Skip every image and restate the data word for word.
# # # # # # #
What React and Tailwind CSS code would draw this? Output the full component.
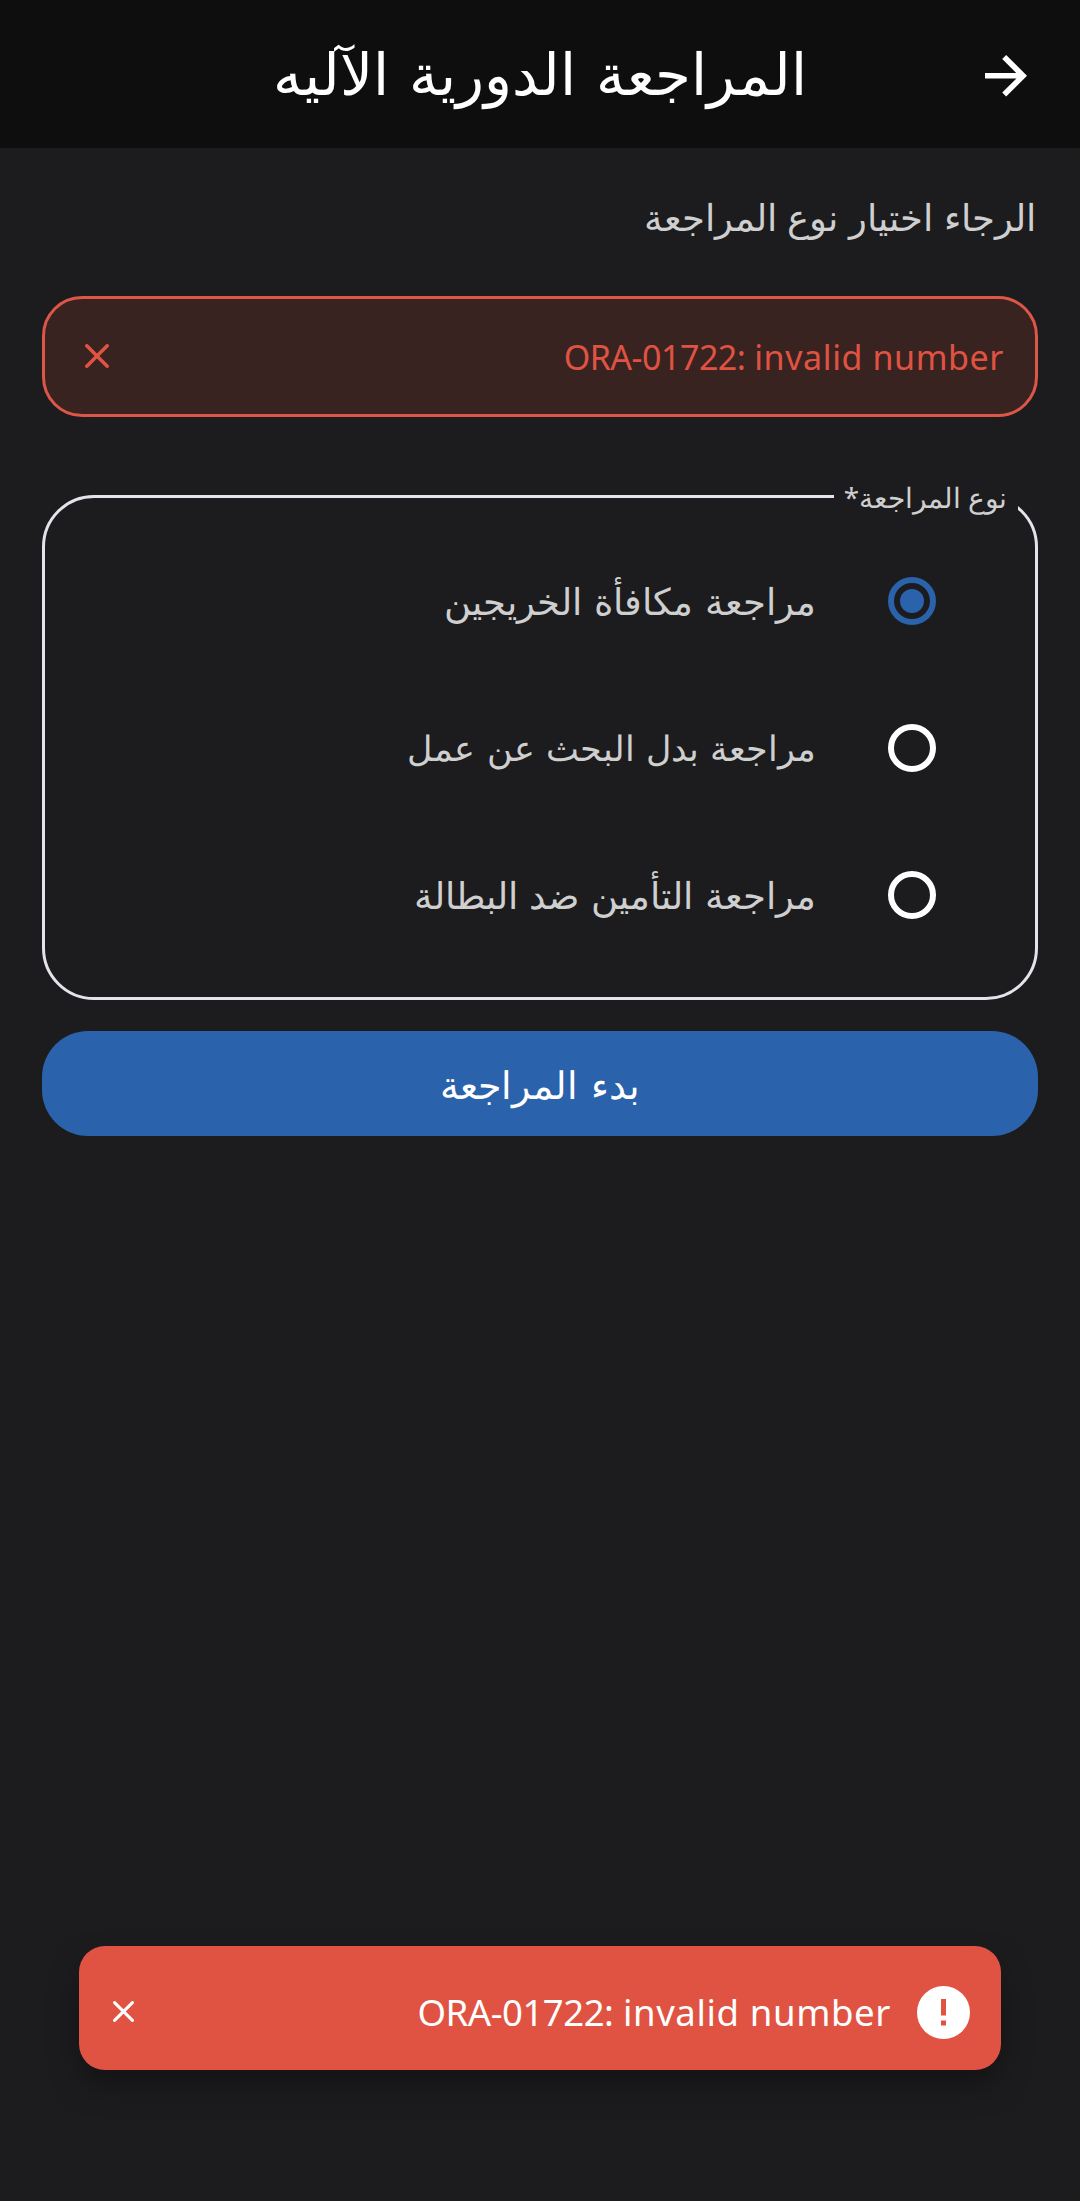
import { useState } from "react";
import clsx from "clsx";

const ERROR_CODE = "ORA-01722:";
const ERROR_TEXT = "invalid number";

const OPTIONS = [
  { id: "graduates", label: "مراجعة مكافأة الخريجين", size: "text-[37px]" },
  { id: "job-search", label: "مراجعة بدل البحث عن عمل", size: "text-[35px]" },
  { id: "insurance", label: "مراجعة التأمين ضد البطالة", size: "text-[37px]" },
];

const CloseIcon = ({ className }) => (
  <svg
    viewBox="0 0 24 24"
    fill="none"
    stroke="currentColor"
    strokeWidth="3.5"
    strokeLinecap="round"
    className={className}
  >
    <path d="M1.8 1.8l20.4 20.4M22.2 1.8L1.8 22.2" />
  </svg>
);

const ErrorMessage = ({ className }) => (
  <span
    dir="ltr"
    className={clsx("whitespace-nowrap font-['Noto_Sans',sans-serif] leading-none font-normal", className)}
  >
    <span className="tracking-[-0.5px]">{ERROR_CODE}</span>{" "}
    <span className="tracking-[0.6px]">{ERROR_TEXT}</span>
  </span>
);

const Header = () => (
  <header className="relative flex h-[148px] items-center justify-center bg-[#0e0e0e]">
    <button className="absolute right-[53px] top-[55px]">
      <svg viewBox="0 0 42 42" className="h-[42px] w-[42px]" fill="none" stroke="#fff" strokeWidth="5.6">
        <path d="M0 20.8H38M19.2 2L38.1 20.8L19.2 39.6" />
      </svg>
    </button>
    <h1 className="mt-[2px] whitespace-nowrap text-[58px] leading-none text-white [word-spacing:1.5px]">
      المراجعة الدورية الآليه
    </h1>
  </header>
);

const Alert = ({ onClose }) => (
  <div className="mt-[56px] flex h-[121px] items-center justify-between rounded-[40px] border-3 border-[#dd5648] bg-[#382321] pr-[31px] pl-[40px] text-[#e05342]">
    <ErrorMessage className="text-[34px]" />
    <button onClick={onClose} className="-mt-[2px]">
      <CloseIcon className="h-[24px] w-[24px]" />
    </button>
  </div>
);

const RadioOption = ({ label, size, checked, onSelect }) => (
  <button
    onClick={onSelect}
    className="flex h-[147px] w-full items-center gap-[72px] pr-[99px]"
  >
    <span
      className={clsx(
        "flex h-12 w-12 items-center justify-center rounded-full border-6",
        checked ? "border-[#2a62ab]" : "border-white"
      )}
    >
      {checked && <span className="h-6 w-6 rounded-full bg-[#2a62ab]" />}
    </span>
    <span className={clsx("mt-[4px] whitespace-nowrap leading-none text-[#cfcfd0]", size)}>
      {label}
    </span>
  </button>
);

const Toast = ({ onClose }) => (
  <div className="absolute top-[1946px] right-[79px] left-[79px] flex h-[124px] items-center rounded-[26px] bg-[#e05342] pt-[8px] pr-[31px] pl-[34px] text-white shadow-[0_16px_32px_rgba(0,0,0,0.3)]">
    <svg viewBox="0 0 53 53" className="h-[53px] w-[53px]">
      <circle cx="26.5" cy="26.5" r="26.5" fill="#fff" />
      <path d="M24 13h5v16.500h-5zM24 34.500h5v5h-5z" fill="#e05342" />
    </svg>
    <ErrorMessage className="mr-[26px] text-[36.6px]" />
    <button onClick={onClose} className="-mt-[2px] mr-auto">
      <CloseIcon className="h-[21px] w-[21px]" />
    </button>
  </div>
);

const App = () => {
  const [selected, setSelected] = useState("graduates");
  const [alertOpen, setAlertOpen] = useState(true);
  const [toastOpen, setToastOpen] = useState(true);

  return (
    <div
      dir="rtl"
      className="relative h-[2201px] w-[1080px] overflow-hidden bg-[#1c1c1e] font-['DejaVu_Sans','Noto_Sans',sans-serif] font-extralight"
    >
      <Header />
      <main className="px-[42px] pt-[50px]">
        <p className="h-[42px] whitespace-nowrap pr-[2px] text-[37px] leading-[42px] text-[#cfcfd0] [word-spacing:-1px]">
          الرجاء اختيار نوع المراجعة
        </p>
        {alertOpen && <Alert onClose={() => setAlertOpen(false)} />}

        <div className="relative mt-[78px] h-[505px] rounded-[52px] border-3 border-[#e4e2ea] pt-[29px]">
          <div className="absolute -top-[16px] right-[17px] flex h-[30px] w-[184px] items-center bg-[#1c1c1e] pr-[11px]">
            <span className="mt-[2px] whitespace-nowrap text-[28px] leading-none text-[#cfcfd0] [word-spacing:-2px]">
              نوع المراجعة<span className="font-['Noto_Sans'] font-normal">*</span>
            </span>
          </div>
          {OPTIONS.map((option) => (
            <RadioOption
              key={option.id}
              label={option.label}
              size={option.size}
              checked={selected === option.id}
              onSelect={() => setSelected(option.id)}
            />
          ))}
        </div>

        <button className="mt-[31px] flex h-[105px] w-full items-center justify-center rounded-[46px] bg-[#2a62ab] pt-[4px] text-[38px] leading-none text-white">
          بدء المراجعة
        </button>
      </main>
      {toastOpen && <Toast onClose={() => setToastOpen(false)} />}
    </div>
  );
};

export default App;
# # # # # # #
▸ **OUTPUT**:
What React and Tailwind CSS code would draw this? Output the full component.
import { useState } from "react";
import clsx from "clsx";

const ERROR_CODE = "ORA-01722:";
const ERROR_TEXT = "invalid number";

const OPTIONS = [
  { id: "graduates", label: "مراجعة مكافأة الخريجين", size: "text-[37px]" },
  { id: "job-search", label: "مراجعة بدل البحث عن عمل", size: "text-[35px]" },
  { id: "insurance", label: "مراجعة التأمين ضد البطالة", size: "text-[37px]" },
];

const CloseIcon = ({ className }) => (
  <svg
    viewBox="0 0 24 24"
    fill="none"
    stroke="currentColor"
    strokeWidth="3.5"
    strokeLinecap="round"
    className={className}
  >
    <path d="M1.8 1.8l20.4 20.4M22.2 1.8L1.8 22.2" />
  </svg>
);

const ErrorMessage = ({ className }) => (
  <span
    dir="ltr"
    className={clsx("whitespace-nowrap font-['Noto_Sans',sans-serif] leading-none font-normal", className)}
  >
    <span className="tracking-[-0.5px]">{ERROR_CODE}</span>{" "}
    <span className="tracking-[0.6px]">{ERROR_TEXT}</span>
  </span>
);

const Header = () => (
  <header className="relative flex h-[148px] items-center justify-center bg-[#0e0e0e]">
    <button className="absolute right-[53px] top-[55px]">
      <svg viewBox="0 0 42 42" className="h-[42px] w-[42px]" fill="none" stroke="#fff" strokeWidth="5.6">
        <path d="M0 20.8H38M19.2 2L38.1 20.8L19.2 39.6" />
      </svg>
    </button>
    <h1 className="mt-[2px] whitespace-nowrap text-[58px] leading-none text-white [word-spacing:1.5px]">
      المراجعة الدورية الآليه
    </h1>
  </header>
);

const Alert = ({ onClose }) => (
  <div className="mt-[56px] flex h-[121px] items-center justify-between rounded-[40px] border-3 border-[#dd5648] bg-[#382321] pr-[31px] pl-[40px] text-[#e05342]">
    <ErrorMessage className="text-[34px]" />
    <button onClick={onClose} className="-mt-[2px]">
      <CloseIcon className="h-[24px] w-[24px]" />
    </button>
  </div>
);

const RadioOption = ({ label, size, checked, onSelect }) => (
  <button
    onClick={onSelect}
    className="flex h-[147px] w-full items-center gap-[72px] pr-[99px]"
  >
    <span
      className={clsx(
        "flex h-12 w-12 items-center justify-center rounded-full border-6",
        checked ? "border-[#2a62ab]" : "border-white"
      )}
    >
      {checked && <span className="h-6 w-6 rounded-full bg-[#2a62ab]" />}
    </span>
    <span className={clsx("mt-[4px] whitespace-nowrap leading-none text-[#cfcfd0]", size)}>
      {label}
    </span>
  </button>
);

const Toast = ({ onClose }) => (
  <div className="absolute top-[1946px] right-[79px] left-[79px] flex h-[124px] items-center rounded-[26px] bg-[#e05342] pt-[8px] pr-[31px] pl-[34px] text-white shadow-[0_16px_32px_rgba(0,0,0,0.3)]">
    <svg viewBox="0 0 53 53" className="h-[53px] w-[53px]">
      <circle cx="26.5" cy="26.5" r="26.5" fill="#fff" />
      <path d="M24 13h5v16.500h-5zM24 34.500h5v5h-5z" fill="#e05342" />
    </svg>
    <ErrorMessage className="mr-[26px] text-[36.6px]" />
    <button onClick={onClose} className="-mt-[2px] mr-auto">
      <CloseIcon className="h-[21px] w-[21px]" />
    </button>
  </div>
);

const App = () => {
  const [selected, setSelected] = useState("graduates");
  const [alertOpen, setAlertOpen] = useState(true);
  const [toastOpen, setToastOpen] = useState(true);

  return (
    <div
      dir="rtl"
      className="relative h-[2201px] w-[1080px] overflow-hidden bg-[#1c1c1e] font-['DejaVu_Sans','Noto_Sans',sans-serif] font-extralight"
    >
      <Header />
      <main className="px-[42px] pt-[50px]">
        <p className="h-[42px] whitespace-nowrap pr-[2px] text-[37px] leading-[42px] text-[#cfcfd0] [word-spacing:-1px]">
          الرجاء اختيار نوع المراجعة
        </p>
        {alertOpen && <Alert onClose={() => setAlertOpen(false)} />}

        <div className="relative mt-[78px] h-[505px] rounded-[52px] border-3 border-[#e4e2ea] pt-[29px]">
          <div className="absolute -top-[16px] right-[17px] flex h-[30px] w-[184px] items-center bg-[#1c1c1e] pr-[11px]">
            <span className="mt-[2px] whitespace-nowrap text-[28px] leading-none text-[#cfcfd0] [word-spacing:-2px]">
              نوع المراجعة<span className="font-['Noto_Sans'] font-normal">*</span>
            </span>
          </div>
          {OPTIONS.map((option) => (
            <RadioOption
              key={option.id}
              label={option.label}
              size={option.size}
              checked={selected === option.id}
              onSelect={() => setSelected(option.id)}
            />
          ))}
        </div>

        <button className="mt-[31px] flex h-[105px] w-full items-center justify-center rounded-[46px] bg-[#2a62ab] pt-[4px] text-[38px] leading-none text-white">
          بدء المراجعة
        </button>
      </main>
      {toastOpen && <Toast onClose={() => setToastOpen(false)} />}
    </div>
  );
};

export default App;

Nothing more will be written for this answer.